SHETLAND Islands Council should seek further advice on investing its oil funds responsibly before discarding the idea, according to the UK’s main advisers on the issue.

This week finance staff informed the SIC’s executive committee that the £100 million the council has invested on the global markets would be harmed by operating an ethical investment policy.

Losses ranged from £390,000 a year by excluding just tobacco companies, to £1.4 million if they followed the example of the Norwegian State Pension Fund, which invests around £370 billion.

The Norwegian fund has a list of 54 companies, including tobacco firms and arms manufacturers, with whom it will not invest.

Staff had calculated the price of disinvesting from the only six companies on that list which are also on the UK stock exchange. Last year alone it would have cost the council £1.56 million, they said.

However EIRIS, one of the world’s leading experts on ethical investment, suggest the SIC’s approach to the issue is outdated and advised taking a fresh look at its policies.

EIRIS head of communications Mark Robertson said there were many things local authorities and pension funds “can and should do” to invest responsibly, rather than screening out stocks.

More large funds are taking the view that it is in their best long term interest to invest responsibly, to ensure the companies they place their money with are well-managed and have a good environmental, social and governance (ESG) record to reduce risks.

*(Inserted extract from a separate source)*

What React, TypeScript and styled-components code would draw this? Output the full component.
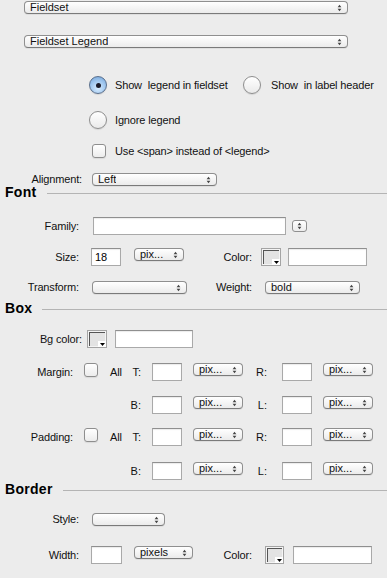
import React from "react";
import styled, { createGlobalStyle } from "styled-components";

const Global = createGlobalStyle`
  html, body { margin: 0; padding: 0; background: #ececec; }
  body {
    font-family: "Liberation Sans", Arial, Helvetica, sans-serif;
    font-size: 11px;
    color: #111;
  }
`;

const Page = styled.div`
  width: 387px;
  height: 578px;
  overflow: hidden;
  display: flex;
  flex-direction: column;
  background: #ececec;
`;

const Row = styled.div<{ $mt: number; $h?: number; $pl?: number }>`
  display: flex;
  align-items: center;
  flex-shrink: 0;
  height: ${(p) => p.$h ?? 18}px;
  margin-top: ${(p) => p.$mt}px;
  padding-left: ${(p) => p.$pl ?? 0}px;
`;

const Label = styled.span<{ $w: number }>`
  width: ${(p) => p.$w}px;
  flex-shrink: 0;
  text-align: right;
  white-space: nowrap;
  line-height: 13px;
  letter-spacing: -0.15px;
`;

const Text = styled.span<{ $ml?: number }>`
  margin-left: ${(p) => p.$ml ?? 0}px;
  white-space: pre;
  line-height: 13px;
  letter-spacing: -0.15px;
`;

const Popup = styled.div<{ $w: number; $ml?: number; $top?: boolean }>`
  box-sizing: border-box;
  width: ${(p) => p.$w}px;
  height: 13px;
  margin-left: ${(p) => p.$ml ?? 0}px;
  align-self: ${(p) => (p.$top ? "flex-start" : "center")};
  flex-shrink: 0;
  display: flex;
  align-items: center;
  justify-content: space-between;
  padding: 0 5px 0 5px;
  border: 1px solid #8f8f8f;
  border-bottom-color: #7a7a7a;
  border-radius: 4px;
  background: linear-gradient(#ffffff, #f3f3f3 60%, #ebebeb);
  box-shadow: 0 1px 0 rgba(0, 0, 0, 0.06);
  font-size: 11px;
  line-height: 11px;
  color: #111;
`;

const PopupText = styled.span`
  white-space: nowrap;
  overflow: hidden;
`;

const Arrows = () => (
  <svg width="5" height="8" viewBox="0 0 5 8" style={{ flexShrink: 0 }}>
    <polygon points="0.6,3.2 2.5,0.8 4.4,3.2" fill="#444" />
    <polygon points="0.6,4.8 2.5,7.2 4.4,4.8" fill="#444" />
  </svg>
);

const Select: React.FC<{ w: number; ml?: number; top?: boolean; children?: React.ReactNode }> = ({
  w,
  ml,
  top,
  children,
}) => (
  <Popup $w={w} $ml={ml} $top={top}>
    <PopupText>{children}</PopupText>
    <Arrows />
  </Popup>
);

const Field = styled.div<{ $w: number; $ml?: number }>`
  box-sizing: border-box;
  width: ${(p) => p.$w}px;
  height: 18px;
  margin-left: ${(p) => p.$ml ?? 0}px;
  flex-shrink: 0;
  background: #fff;
  border: 1px solid #a9a9a9;
  border-top-color: #8f8f8f;
  box-shadow: inset 0 1px 1px rgba(0, 0, 0, 0.08);
  padding: 0 3px;
  font-size: 11px;
  line-height: 16px;
  color: #000;
`;

const Stepper = styled.div<{ $ml?: number }>`
  box-sizing: border-box;
  width: 15px;
  height: 12px;
  margin-left: ${(p) => p.$ml ?? 0}px;
  border: 1px solid #8f8f8f;
  border-radius: 3px;
  background: linear-gradient(#fff, #ededed);
  display: flex;
  align-items: center;
  justify-content: center;
`;

const Well = styled.div<{ $ml?: number; $w?: number }>`
  position: relative;
  box-sizing: border-box;
  width: ${(p) => p.$w ?? 20}px;
  height: 18px;
  margin-left: ${(p) => p.$ml ?? 0}px;
  flex-shrink: 0;
  border: 1px solid #a4a4a4;
  background: #f4f4f4;
  padding: 1px;
`;

const WellFill = styled.div`
  width: 100%;
  height: 100%;
  box-sizing: border-box;
  background: #e3e3e3;
  border-top: 1px solid #555;
  border-left: 1px solid #555;
`;

const WellCorner = styled.div`
  position: absolute;
  right: 0;
  bottom: 0;
  width: 8px;
  height: 6px;
  background: #fff;
  display: flex;
  align-items: center;
  justify-content: center;
`;

const ColorWell: React.FC<{ ml?: number; w?: number }> = ({ ml, w }) => (
  <Well $ml={ml} $w={w}>
    <WellFill />
    <WellCorner>
      <svg width="5" height="3" viewBox="0 0 5 3">
        <polygon points="0,0 5,0 2.5,3" fill="#000" />
      </svg>
    </WellCorner>
  </Well>
);

const Check = styled.span<{ $ml?: number; $top?: boolean }>`
  box-sizing: border-box;
  width: 14px;
  height: 14px;
  margin-left: ${(p) => p.$ml ?? 0}px;
  flex-shrink: 0;
  align-self: ${(p) => (p.$top ? "flex-start" : "center")};
  border: 1px solid #8e8e8e;
  border-radius: 3px;
  background: linear-gradient(#ffffff, #ececec);
  box-shadow: 0 1px 1px rgba(0, 0, 0, 0.08);
`;

const Radio = styled.span<{ $on?: boolean; $ml?: number }>`
  box-sizing: border-box;
  width: 18px;
  height: 18px;
  margin-left: ${(p) => p.$ml ?? 0}px;
  flex-shrink: 0;
  border-radius: 50%;
  border: 1px solid ${(p) => (p.$on ? "#5a6f8c" : "#8e8e8e")};
  background: ${(p) =>
    p.$on
      ? "radial-gradient(circle at 50% 70%, #d7ecff 0%, #9fc6ee 55%, #6d9fd6 100%)"
      : "linear-gradient(#ffffff, #eaeaea)"};
  box-shadow: 0 1px 1px rgba(0, 0, 0, 0.1);
  display: flex;
  align-items: center;
  justify-content: center;
  &::after {
    content: "";
    display: ${(p) => (p.$on ? "block" : "none")};
    width: 5px;
    height: 5px;
    border-radius: 50%;
    background: #1c1c2a;
  }
`;

const RadioOption = styled.div<{ $w?: number }>`
  display: flex;
  align-items: center;
  width: ${(p) => (p.$w ? `${p.$w}px` : "auto")};
  flex-shrink: 0;
`;

const Heading = styled.div<{ $mt: number }>`
  display: flex;
  align-items: flex-start;
  height: 14px;
  flex-shrink: 0;
  margin-top: ${(p) => p.$mt}px;
  padding-left: 5px;
`;

const HeadingTitle = styled.span`
  font-family: "Liberation Sans", Arial, Helvetica, sans-serif;
  font-weight: bold;
  font-size: 14px;
  line-height: 14px;
  letter-spacing: 0.3px;
  color: #000;
`;

const Rule = styled.div`
  flex: 1;
  height: 1px;
  margin-top: 8px;
  margin-left: 10px;
  background: #b4b4b4;
`;

const Lead = styled.div`
  width: 141px;
  display: flex;
  align-items: center;
  flex-shrink: 0;
  height: 100%;
`;

const Letter = styled.span<{ $w?: number }>`
  flex: ${(p) => (p.$w ? "none" : "1")};
  width: ${(p) => (p.$w ? `${p.$w}px` : "auto")};
  text-align: right;
  line-height: 13px;
`;

const SideGroup: React.FC<{ second: string }> = ({ second }) => (
  <>
    <Field $w={30} $ml={11} />
    <Select w={50} ml={11} top>
      pix...
    </Select>
    <Letter $w={24}>{second}</Letter>
    <Field $w={30} $ml={15} />
    <Select w={50} ml={11} top>
      pix...
    </Select>
  </>
);

const SpacingRows: React.FC<{ label: string; mt1: number; mt2: number }> = ({ label, mt1, mt2 }) => (
  <>
    <Row $mt={mt1}>
      <Lead>
        <Label $w={73}>{label}</Label>
        <Check $ml={11} $top />
        <Text $ml={12}>All</Text>
        <Letter>T:</Letter>
      </Lead>
      <SideGroup second="R:" />
    </Row>
    <Row $mt={mt2}>
      <Lead>
        <Letter>B:</Letter>
      </Lead>
      <SideGroup second="L:" />
    </Row>
  </>
);

export default function App() {
  return (
    <Page>
      <Global />
      <Row $mt={1} $h={13} $pl={24}>
        <Select w={324}>Fieldset</Select>
      </Row>
      <Row $mt={21} $h={13} $pl={24}>
        <Select w={324}>Fieldset Legend</Select>
      </Row>

      <Row $mt={28} $pl={89}>
        <RadioOption $w={154}>
          <Radio $on />
          <Text $ml={8}>{"Show  legend in fieldset"}</Text>
        </RadioOption>
        <RadioOption>
          <Radio />
          <Text $ml={10}>{"Show  in label header"}</Text>
        </RadioOption>
      </Row>
      <Row $mt={17} $pl={89}>
        <RadioOption>
          <Radio />
          <Text $ml={8}>Ignore legend</Text>
        </RadioOption>
      </Row>
      <Row $mt={13} $pl={92}>
        <Check />
        <Text $ml={9}>{"Use <span> instead of <legend>"}</Text>
      </Row>
      <Row $mt={13} $h={13}>
        <Label $w={82}>Alignment:</Label>
        <Select w={125} ml={10}>
          Left
        </Select>
      </Row>

      <Heading $mt={-1}>
        <HeadingTitle>Font</HeadingTitle>
        <Rule />
      </Heading>
      <Row $mt={18}>
        <Label $w={79}>Family:</Label>
        <Field $w={193} $ml={14} />
        <Stepper $ml={6}>
          <Arrows />
        </Stepper>
      </Row>
      <Row $mt={13}>
        <Label $w={79}>Size:</Label>
        <Field $w={30} $ml={12}>
          18
        </Field>
        <Select w={50} ml={13} top>
          pix...
        </Select>
        <Label $w={68}>Color:</Label>
        <ColorWell ml={9} />
        <Field $w={79} $ml={7} />
      </Row>
      <Row $mt={15} $h={13}>
        <Label $w={79}>Transform:</Label>
        <Select w={95} ml={13} />
        <Label $w={65}>Weight:</Label>
        <Select w={95} ml={13}>
          bold
        </Select>
      </Row>

      <Heading $mt={7}>
        <HeadingTitle>Box</HeadingTitle>
        <Rule />
      </Heading>
      <Row $mt={15}>
        <Label $w={82}>Bg color:</Label>
        <ColorWell ml={5} />
        <Field $w={78} $ml={8} />
      </Row>
      <SpacingRows label="Margin:" mt1={15} mt2={15} />
      <SpacingRows label="Padding:" mt1={14} mt2={16} />

      <Heading $mt={2}>
        <HeadingTitle>Border</HeadingTitle>
        <Rule />
      </Heading>
      <Row $mt={17} $h={13}>
        <Label $w={79}>Style:</Label>
        <Select w={73} ml={13} />
      </Row>
      <Row $mt={20}>
        <Label $w={79}>Width:</Label>
        <Field $w={31} $ml={12} />
        <Select w={59} ml={12} top>
          pixels
        </Select>
        <Label $w={59}>Color:</Label>
        <ColorWell ml={13} w={19} />
        <Field $w={79} $ml={9} />
      </Row>
    </Page>
  );
}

Mr Robertson pointed to the examples of highly profitable companies like oil giant BP and media multinational News Corp, which have seen their stocks plunge due to their recent ESG performance.

“Rather than screen out companies, you focus on companies that not only perform well financially but also have a better ESG performance,” Mr Robertson said.

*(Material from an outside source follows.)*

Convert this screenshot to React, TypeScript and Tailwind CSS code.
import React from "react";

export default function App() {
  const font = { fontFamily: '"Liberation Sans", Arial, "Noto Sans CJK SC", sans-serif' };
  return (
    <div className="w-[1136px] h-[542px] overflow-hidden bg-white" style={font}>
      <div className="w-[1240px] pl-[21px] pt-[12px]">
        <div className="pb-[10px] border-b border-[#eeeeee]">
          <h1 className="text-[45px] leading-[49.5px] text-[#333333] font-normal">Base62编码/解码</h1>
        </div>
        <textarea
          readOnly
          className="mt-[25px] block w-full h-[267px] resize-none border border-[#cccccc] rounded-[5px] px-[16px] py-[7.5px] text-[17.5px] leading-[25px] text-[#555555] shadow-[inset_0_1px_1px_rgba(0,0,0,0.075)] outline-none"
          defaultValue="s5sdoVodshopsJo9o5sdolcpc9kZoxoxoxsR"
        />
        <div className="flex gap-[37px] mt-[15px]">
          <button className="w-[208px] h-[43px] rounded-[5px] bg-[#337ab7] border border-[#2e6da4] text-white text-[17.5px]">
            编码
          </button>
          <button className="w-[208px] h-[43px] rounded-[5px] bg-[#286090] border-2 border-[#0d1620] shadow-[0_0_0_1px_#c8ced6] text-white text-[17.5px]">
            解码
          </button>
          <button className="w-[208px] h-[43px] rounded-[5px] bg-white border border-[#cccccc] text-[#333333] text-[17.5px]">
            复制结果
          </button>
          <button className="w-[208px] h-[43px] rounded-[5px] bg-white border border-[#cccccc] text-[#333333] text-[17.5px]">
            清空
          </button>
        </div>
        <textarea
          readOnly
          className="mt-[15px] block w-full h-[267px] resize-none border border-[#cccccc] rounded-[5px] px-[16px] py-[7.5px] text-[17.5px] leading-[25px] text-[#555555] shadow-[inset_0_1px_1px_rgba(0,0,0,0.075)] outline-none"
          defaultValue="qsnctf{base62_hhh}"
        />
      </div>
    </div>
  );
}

EIRIS is a non-profit, independent organisation that recently advised the National Employment Savings Trust, one of Europe’s largest, on its responsible investment policy.

It is a former adviser to the Norwegian State Pension Fund and Strathclyde councils among hundreds of clients worldwide.

Councillor Betty Fullerton, who tried to persuade the executive committee to cut tobacco companies from the portfolio, said the council should seek all the advice it could before making a decision.

“We need to explore all the avenues and possibly update our way of thinking as councillors of what we mean by ethical investment. Perhaps it is time to tackle it from the other end and ensure the fund managers we employ are behaving responsibly,” she said.

Councillor Jonathan Wills, who brought the issue up in the first place, said he was very interested to hear about EIRIS. “I suggest council officials contact these people and report back, so we can take a less parochial view of what we do with our investments.”